Robert Fisk: Relic of steam age still on track to outlast us all
The spit-and-polish black livery of the No 186 locomotive brings memories flooding back to Robert Fisk after seeing it on the platform at Connolly
THE 10.50 from Dublin Connolly to Maynooth, No 186, a J-15 class 0-6-0 steam loco in spit-and-polish black livery, was born exactly 20 years before my father. Bill Fisk was born in 1899. But No 186, moved out of the Manchester factory of Sharp, Stewart & Co in 1879, and looks like it was born yesterday.

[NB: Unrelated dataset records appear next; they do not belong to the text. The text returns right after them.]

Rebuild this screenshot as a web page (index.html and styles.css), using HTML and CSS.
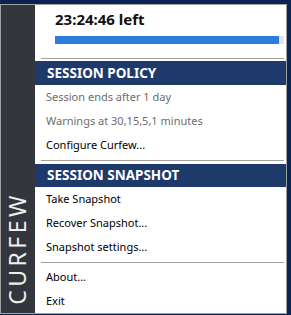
FILE: index.html
```html
<!DOCTYPE html>
<html>
<head>
<meta charset="utf-8">
<link rel="stylesheet" href="styles.css">
</head>
<body>
<div class="menu">
  <div class="sidebar"><span class="brand">CURFEW</span></div>
  <div class="content">
    <div class="timer">
      <div class="time">23:24:46 left</div>
      <div class="track"><div class="bar" style="width: 97.8%"></div></div>
    </div>
    <div class="sep sep-first"></div>
    <div class="header">SESSION POLICY</div>
    <div class="item disabled">Session ends after 1 day</div>
    <div class="item disabled">Warnings at 30,15,5,1 minutes</div>
    <div class="item">Configure Curfew...</div>
    <div class="sep"></div>
    <div class="header header-2">SESSION SNAPSHOT</div>
    <div class="item">Take Snapshot</div>
    <div class="item">Recover Snapshot...</div>
    <div class="item">Snapshot settings...</div>
    <div class="sep sep-last"></div>
    <div class="item">About...</div>
    <div class="item">Exit</div>
  </div>
</div>
</body>
</html>
```
FILE: styles.css
```css
html, body {
  margin: 0;
  padding: 0;
}
body {
  background: #0b2352;
  width: 291px;
  height: 315px;
  overflow: hidden;
  font-family: "Noto Sans", "Liberation Sans", sans-serif;
}
.menu {
  margin-top: 4px;
  width: 285px;
  height: 308px;
  border: 1px solid #a0a0a0;
  display: flex;
  background: #ffffff;
}
.sidebar {
  width: 34px;
  background: #33363d;
  display: flex;
  flex-direction: column;
  justify-content: flex-end;
  align-items: center;
  padding-bottom: 8px;
  box-sizing: border-box;
}
.brand {
  writing-mode: vertical-rl;
  transform: rotate(180deg);
  color: #eceef0;
  font-size: 23px;
  letter-spacing: 3.5px;
  line-height: 1;
  margin-right: 2px;
}
.content {
  flex: 1;
  display: flex;
  flex-direction: column;
}
.timer {
  height: 53px;
  margin-left: 7px;
  padding: 4px 2px 0 13px;
  box-sizing: border-box;
}
.time {
  font-weight: bold;
  font-size: 15px;
  color: #111;
  line-height: 20px;
  height: 27px;
}
.track {
  height: 8px;
  background: #e4e4e4;
}
.bar {
  height: 100%;
  background: #2d7ddd;
}
.sep {
  height: 1px;
  background: #a0a0a0;
  margin: 3px 2px 3px 6px;
}
.sep-first {
  margin-top: 0;
  margin-bottom: 2px;
}
.sep-last {
  margin-bottom: 2px;
}
.header {
  height: 24px;
  line-height: 24px;
  background: #1d3a6b;
  color: #ffffff;
  font-weight: bold;
  font-size: 13.5px;
  padding-left: 12px;
}
.header-2 {
  height: 23px;
  line-height: 23px;
}
.item {
  height: 24px;
  line-height: 24px;
  font-size: 11px;
  color: #000;
  padding-left: 11px;
}
.item.disabled {
  color: #6d6d6d;
}
```
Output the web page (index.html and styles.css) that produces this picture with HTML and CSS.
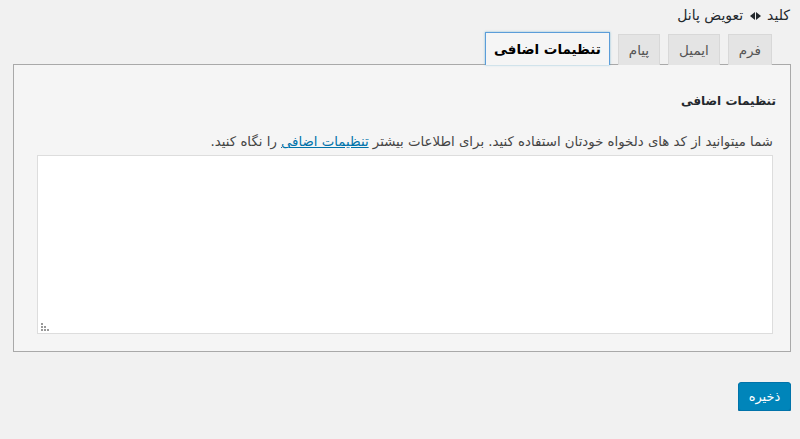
FILE: index.html
```html
<!DOCTYPE html>
<html lang="fa" dir="rtl">
<head>
<meta charset="utf-8">
<link rel="stylesheet" href="styles.css">
</head>
<body>
<div class="page">
  <div class="switch">کلید <span class="arrows"><svg width="11" height="8" viewBox="0 0 11 8"><path d="M0 4 L5 0 V8 Z M6 0 L11 4 L6 8 Z" fill="#23282d"/></svg></span> تعویض پانل</div>
  <div class="tabs">
    <div class="tab">فرم</div>
    <div class="tab">ایمیل</div>
    <div class="tab">پیام</div>
    <div class="tab active">تنظیمات اضافی</div>
  </div>
  <div class="panel">
    <h2 class="title">تنظیمات اضافی</h2>
    <p class="desc">شما میتوانید از کد های دلخواه خودتان استفاده کنید. برای اطلاعات بیشتر <a href="#" class="link">تنظیمات اضافی</a> را نگاه کنید.</p>
    <div class="area"><span class="grip"><svg width="8" height="8" viewBox="0 0 8 8"><g fill="#999"><rect x="0" y="0" width="2" height="2"/><rect x="0" y="3" width="2" height="2"/><rect x="3" y="3" width="2" height="2"/><rect x="0" y="6" width="2" height="2"/><rect x="3" y="6" width="2" height="2"/><rect x="6" y="6" width="2" height="2"/></g></svg></span></div>
  </div>
  <div class="actions"><button class="save">ذخیره</button></div>
</div>
</body>
</html>
```
FILE: styles.css
```css
html, body {
  margin: 0;
  background: #f1f1f1;
}
body {
  font-family: "DejaVu Sans", sans-serif;
  font-size: 13.3px;
  color: #23282d;
}
.page {
  padding: 5px 9px 0 13px;
}
.switch {
  height: 20px;
  line-height: 20px;
  padding-right: 1px;
  font-size: 14px;
}
.arrows {
  display: inline-block;
  vertical-align: middle;
  margin: 0 2px;
}
.arrows svg { display: block; }
.tabs {
  display: flex;
  align-items: flex-end;
  gap: 8px;
  margin-top: 8px;
  padding-right: 19px;
  height: 32px;
  position: relative;
  z-index: 1;
  margin-bottom: -1px;
}
.tab {
  height: 30px;
  line-height: 30px;
  padding: 0 10px;
  background: #e4e4e4;
  border: 1px solid #d8d8d8;
  border-bottom: none;
  color: #555;
  font-size: 13.5px;
}
.tab.active {
  height: 32px;
  line-height: 32px;
  background: #f5f5f5;
  border: 1px solid #5b9dd9;
  border-bottom: none;
  color: #000;
  font-weight: bold;
  font-size: 13.5px;
  padding: 0 8px;
  box-shadow: 0 0 2px rgba(30,140,190,.5);
}
.panel {
  background: #f5f5f5;
  border: 1px solid #a9a9a9;
  height: 286px;
  padding: 0 17px 0 17px;
}
.title {
  margin: 27px -3px 0 0;
  font-size: 12px;
  font-weight: bold;
  line-height: 18px;
  color: #23282d;
}
.desc {
  margin: 23px 0 0 0;
  line-height: 18px;
  color: #444;
}
.link {
  color: #0073aa;
  text-decoration: underline;
}
.area {
  margin: 4px 0 0 6px;
  height: 177px;
  background: #fff;
  border: 1px solid #ddd;
  position: relative;
}
.grip {
  position: absolute;
  left: 3px;
  bottom: 2px;
  line-height: 0;
}
.actions {
  display: flex;
  margin-top: 30px;
}
.save {
  font-family: "DejaVu Sans", sans-serif;
  font-size: 13px;
  width: 53px;
  height: 29px;
  background: #0085ba;
  border: 1px solid #0073aa;
  border-radius: 3px;
  color: #fff;
  box-shadow: 0 1px 0 #006799;
  padding: 0;
}
```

More to the point, it is still steaming and hissing and 'chunnering' its way across Ireland's broad-gauge metals to this day.
Indeed, there it was this week, standing at Platform 2 at Connolly Station.

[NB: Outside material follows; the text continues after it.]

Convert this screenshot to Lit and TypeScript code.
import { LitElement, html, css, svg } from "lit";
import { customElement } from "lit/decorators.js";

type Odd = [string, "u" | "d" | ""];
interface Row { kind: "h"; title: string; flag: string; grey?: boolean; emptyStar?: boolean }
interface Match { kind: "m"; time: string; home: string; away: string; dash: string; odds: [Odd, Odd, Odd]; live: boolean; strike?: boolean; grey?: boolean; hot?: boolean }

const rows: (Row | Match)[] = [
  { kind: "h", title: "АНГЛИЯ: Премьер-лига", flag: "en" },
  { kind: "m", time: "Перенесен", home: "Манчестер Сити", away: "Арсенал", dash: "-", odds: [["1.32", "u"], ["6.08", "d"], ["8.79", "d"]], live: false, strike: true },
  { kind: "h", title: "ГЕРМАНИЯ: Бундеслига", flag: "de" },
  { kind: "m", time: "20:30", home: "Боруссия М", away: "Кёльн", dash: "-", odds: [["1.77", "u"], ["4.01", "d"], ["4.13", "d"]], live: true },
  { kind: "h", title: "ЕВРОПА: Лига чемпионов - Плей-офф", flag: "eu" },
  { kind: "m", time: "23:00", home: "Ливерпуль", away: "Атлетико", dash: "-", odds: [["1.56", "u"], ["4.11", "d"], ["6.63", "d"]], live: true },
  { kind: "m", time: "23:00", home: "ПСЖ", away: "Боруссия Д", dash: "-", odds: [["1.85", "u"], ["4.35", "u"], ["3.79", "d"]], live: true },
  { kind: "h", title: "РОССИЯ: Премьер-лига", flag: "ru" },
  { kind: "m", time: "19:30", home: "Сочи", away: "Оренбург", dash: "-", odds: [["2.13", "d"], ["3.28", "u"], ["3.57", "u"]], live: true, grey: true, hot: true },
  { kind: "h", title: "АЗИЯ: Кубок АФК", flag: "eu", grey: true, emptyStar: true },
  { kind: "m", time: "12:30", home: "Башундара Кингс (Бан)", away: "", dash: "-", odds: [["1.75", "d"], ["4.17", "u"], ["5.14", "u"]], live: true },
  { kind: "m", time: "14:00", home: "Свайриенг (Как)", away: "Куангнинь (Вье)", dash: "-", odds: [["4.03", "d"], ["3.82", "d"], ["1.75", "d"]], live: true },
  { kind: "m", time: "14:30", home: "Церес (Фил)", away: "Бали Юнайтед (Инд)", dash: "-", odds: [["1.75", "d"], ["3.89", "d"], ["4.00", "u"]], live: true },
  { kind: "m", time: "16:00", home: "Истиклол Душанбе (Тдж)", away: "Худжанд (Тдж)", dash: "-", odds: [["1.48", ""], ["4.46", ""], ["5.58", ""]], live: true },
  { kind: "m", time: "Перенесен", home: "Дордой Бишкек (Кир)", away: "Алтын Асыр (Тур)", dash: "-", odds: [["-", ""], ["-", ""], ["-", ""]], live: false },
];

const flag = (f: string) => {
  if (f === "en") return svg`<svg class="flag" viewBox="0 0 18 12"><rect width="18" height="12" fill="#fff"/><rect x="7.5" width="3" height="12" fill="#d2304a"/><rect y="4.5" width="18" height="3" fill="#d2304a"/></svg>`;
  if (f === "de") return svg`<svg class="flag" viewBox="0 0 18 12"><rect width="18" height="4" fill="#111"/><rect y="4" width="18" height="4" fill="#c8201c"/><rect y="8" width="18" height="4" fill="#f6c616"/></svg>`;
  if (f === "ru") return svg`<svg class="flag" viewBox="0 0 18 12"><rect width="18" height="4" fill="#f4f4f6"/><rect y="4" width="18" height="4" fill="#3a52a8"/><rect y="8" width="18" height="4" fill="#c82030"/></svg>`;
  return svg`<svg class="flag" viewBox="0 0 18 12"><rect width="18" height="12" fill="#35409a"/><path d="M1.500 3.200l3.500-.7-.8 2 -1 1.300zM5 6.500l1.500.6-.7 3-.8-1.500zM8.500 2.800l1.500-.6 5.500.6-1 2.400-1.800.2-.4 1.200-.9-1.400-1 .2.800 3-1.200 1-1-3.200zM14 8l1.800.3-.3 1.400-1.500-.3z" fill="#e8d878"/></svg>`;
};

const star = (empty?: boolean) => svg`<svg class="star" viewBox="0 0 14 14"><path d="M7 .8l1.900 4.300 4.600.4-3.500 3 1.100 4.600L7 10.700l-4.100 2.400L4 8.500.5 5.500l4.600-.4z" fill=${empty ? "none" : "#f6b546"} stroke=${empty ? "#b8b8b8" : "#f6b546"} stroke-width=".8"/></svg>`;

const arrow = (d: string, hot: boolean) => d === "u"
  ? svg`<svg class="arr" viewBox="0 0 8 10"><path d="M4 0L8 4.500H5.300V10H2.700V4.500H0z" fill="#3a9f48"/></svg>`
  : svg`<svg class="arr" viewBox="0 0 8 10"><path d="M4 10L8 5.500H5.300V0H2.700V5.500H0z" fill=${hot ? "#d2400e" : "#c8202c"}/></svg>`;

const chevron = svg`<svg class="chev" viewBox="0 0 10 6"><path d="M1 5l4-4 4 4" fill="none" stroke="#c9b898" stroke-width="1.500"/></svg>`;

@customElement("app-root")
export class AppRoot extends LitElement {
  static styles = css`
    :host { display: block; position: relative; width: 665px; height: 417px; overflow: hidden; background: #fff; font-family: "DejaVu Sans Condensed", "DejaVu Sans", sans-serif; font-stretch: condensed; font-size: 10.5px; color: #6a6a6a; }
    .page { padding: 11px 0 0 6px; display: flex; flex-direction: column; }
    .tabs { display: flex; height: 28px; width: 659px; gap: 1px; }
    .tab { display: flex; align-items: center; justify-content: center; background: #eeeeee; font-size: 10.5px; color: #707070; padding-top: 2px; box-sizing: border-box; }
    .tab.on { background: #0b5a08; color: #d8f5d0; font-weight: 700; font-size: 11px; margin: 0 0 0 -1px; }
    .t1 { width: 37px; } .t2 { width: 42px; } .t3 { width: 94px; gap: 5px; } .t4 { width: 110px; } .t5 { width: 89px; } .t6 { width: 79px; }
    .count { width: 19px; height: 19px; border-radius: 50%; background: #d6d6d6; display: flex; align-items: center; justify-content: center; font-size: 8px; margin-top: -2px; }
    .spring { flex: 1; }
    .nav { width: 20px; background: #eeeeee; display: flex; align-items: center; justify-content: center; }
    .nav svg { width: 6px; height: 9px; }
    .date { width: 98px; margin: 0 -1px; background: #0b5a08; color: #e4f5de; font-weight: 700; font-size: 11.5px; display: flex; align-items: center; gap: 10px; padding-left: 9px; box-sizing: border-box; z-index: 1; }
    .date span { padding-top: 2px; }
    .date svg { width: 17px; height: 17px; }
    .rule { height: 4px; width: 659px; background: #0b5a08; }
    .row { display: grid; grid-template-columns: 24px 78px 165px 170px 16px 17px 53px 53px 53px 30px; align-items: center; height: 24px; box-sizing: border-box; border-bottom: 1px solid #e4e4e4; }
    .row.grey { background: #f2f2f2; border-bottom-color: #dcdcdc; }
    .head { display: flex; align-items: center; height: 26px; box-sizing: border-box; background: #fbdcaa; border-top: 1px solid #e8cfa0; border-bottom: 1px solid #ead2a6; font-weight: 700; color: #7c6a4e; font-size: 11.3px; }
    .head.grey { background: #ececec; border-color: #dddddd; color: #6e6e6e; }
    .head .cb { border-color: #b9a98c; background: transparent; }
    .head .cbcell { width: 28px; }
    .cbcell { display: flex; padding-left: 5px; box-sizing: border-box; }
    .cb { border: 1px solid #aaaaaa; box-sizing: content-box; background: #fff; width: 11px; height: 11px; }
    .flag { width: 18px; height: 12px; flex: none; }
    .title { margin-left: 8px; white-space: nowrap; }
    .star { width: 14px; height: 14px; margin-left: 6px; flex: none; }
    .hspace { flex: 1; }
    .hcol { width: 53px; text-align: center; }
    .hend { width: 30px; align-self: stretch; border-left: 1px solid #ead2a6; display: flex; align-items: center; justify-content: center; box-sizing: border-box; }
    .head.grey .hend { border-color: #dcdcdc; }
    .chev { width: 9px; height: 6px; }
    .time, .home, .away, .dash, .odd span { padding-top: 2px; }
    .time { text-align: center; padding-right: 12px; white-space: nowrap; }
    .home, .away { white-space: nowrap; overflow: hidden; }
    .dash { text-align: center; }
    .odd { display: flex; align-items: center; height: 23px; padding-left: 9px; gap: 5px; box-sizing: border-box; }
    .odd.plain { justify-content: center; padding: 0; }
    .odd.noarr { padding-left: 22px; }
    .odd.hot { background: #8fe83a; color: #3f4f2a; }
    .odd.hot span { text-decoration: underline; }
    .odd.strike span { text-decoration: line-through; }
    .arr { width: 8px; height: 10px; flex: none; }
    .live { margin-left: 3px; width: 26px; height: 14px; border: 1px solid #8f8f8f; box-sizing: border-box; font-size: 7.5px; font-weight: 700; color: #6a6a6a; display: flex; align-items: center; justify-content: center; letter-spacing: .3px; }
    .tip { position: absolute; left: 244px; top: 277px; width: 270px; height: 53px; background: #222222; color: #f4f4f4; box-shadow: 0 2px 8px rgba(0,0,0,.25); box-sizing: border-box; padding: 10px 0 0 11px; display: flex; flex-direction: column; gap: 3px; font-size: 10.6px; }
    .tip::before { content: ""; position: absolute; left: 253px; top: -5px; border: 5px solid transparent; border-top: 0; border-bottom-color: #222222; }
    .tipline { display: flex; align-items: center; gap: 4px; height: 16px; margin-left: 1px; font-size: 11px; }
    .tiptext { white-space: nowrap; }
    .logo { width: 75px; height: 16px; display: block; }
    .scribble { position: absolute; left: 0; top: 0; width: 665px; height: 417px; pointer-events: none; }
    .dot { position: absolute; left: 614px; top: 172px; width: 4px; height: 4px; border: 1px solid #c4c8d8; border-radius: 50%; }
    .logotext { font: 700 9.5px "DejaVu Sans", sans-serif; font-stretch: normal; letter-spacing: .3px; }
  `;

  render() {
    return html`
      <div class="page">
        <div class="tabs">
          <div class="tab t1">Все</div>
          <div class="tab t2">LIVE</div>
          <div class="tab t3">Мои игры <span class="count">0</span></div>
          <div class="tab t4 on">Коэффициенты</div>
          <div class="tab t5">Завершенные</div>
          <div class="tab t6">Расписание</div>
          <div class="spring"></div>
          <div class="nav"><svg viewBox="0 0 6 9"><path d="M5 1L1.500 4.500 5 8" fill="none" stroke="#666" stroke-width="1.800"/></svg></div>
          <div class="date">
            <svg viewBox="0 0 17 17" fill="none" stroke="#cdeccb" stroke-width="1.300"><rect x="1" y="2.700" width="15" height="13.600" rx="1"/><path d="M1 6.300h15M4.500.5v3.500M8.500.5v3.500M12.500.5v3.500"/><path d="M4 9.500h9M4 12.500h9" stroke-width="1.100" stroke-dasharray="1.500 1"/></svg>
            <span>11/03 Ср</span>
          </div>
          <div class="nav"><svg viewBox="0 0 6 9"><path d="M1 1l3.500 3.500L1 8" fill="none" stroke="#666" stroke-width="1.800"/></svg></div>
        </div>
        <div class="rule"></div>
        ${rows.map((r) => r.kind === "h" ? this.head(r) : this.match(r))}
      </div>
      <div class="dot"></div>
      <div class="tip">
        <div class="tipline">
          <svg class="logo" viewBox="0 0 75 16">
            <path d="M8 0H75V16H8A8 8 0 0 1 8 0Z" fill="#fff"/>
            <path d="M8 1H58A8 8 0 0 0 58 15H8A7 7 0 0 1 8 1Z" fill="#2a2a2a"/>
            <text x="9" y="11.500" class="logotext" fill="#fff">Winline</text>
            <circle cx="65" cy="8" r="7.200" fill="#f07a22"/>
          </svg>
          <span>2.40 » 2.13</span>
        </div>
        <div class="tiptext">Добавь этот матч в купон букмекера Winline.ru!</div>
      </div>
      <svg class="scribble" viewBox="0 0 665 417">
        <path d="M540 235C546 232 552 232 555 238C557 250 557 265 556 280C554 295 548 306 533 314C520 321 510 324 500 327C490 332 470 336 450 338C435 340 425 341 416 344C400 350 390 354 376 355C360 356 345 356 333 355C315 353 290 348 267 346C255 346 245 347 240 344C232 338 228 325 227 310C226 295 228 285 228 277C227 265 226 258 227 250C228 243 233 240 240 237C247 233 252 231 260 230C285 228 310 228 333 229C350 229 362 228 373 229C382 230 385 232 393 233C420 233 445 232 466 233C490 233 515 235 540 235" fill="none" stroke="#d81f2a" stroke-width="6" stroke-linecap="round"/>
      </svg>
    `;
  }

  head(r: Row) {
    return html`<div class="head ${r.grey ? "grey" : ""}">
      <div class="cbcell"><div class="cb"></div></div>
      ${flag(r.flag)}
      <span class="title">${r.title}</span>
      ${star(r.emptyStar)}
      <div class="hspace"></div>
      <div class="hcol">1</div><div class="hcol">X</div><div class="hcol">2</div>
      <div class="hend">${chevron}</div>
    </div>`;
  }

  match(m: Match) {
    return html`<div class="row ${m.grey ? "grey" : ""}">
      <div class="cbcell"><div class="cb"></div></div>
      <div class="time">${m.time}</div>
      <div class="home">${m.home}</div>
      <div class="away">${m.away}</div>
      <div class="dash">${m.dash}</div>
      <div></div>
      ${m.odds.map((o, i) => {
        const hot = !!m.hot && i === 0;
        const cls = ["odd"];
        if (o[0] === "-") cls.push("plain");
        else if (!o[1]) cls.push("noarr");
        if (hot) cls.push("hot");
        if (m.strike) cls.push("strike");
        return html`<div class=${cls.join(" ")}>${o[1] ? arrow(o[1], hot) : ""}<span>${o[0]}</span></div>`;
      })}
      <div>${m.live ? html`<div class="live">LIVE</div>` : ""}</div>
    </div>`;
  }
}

Many were the rain-soaked days when Bill Fisk stood forlornly on Southern Railway platforms while his wretched son, Ian Allen's loco-spotters' book in hand, ticked off the tank engines that pulled the Maidstone-Ashford local down to Bearsted. In those far-off years, there was no thought of being a foreign correspondent. I wanted to be -- like millions of my juvenile contemporaries -- an engine driver. And like those children who worshipped steam and hated diesel, I never gave up on my dream. I didn't really want to be a driver. I just wanted steam to last forever.